The sleep-deprived human brain

Key Points Sleep deprivation triggers a set of bidirectional changes in brain activity and connectivity, depending on the specific cognitive or affective behaviours engaged. Changes in brain activity are observed when averaged across a session of task performance and during on-task performance, wherein marked brain network instability seems to be a neural hallmark of sleep deprivation. Not all changes in brain function that are associated with sleep loss are maladaptive and thus represent deficiencies, as some predict resilience in behavioural ability and are therefore compensatory. These basic scientific findings offer causal mechanistic insights into select neurological and psychiatric disorders in which abnormalities in sleep and cognition or emotion are highly comorbid, indicating that sleep intervention is an underappreciated and novel target for disease treatment and/or prevention. The robust neural and behavioural phenotypes characterized by this Review can inform debates regarding sleep recommendations for both public and professional health policies, especially in light of the escalating sleep-loss epidemic prevalent throughout industrialized nations. How does sleep deprivation affect the human brain? Walker and colleagues review neuroimaging studies on the consequences of sleep deprivation on cognition and emotion — with specific focuses on attention and working memory, positive and negative emotion, and hippocampal learning — and the mechanisms underlying these effects.

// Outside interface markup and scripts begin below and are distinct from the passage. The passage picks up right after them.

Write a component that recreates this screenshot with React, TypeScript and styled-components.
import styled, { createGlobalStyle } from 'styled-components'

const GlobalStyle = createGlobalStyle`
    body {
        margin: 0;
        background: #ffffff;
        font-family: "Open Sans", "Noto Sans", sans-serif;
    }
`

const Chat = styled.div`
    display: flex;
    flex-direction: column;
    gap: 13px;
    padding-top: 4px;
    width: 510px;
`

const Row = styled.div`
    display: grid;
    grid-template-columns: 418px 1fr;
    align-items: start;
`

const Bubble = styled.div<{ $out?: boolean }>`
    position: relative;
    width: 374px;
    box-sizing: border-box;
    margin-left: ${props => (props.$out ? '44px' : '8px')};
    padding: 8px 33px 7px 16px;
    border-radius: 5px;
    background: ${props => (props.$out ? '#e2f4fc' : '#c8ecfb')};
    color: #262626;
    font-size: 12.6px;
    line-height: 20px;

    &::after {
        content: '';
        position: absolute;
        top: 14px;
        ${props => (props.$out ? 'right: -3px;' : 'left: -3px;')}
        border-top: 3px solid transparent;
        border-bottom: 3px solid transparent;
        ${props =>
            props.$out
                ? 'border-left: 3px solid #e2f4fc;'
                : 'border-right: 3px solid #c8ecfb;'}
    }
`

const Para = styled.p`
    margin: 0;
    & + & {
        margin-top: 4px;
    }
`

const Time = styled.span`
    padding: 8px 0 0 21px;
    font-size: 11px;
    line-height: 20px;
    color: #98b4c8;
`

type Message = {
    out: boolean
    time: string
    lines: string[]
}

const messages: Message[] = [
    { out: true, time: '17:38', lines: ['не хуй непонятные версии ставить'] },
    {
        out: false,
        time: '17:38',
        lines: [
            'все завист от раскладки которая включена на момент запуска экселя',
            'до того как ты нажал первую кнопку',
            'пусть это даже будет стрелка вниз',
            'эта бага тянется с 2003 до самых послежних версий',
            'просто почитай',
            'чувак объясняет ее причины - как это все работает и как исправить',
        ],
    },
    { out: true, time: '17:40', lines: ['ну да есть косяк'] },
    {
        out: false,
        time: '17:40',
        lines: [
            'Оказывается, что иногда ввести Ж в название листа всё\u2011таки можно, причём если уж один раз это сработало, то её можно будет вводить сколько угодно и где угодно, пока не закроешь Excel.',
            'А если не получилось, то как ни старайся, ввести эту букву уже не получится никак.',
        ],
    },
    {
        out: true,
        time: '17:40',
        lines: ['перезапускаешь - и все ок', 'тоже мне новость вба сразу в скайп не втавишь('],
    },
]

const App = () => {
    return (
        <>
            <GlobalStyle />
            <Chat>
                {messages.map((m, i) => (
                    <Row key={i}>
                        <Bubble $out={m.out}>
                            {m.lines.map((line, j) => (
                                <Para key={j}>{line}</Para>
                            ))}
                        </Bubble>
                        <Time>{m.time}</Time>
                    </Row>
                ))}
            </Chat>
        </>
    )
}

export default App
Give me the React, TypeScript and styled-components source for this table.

How does a lack of sleep affect our brains? In contrast to the benefits of sleep, frameworks exploring the impact of sleep loss are relatively lacking. Importantly, the effects of sleep deprivation (SD) do not simply reflect the absence of sleep and the benefits attributed to it; rather, they reflect the consequences of several additional factors, including extended wakefulness. With a focus on neuroimaging studies, we review the consequences of SD on attention and working memory, positive and negative emotion, and hippocampal learning. We explore how this evidence informs our mechanistic understanding of the known changes in cognition and emotion associated with SD, and the insights it provides regarding clinical conditions associated with sleep disruption.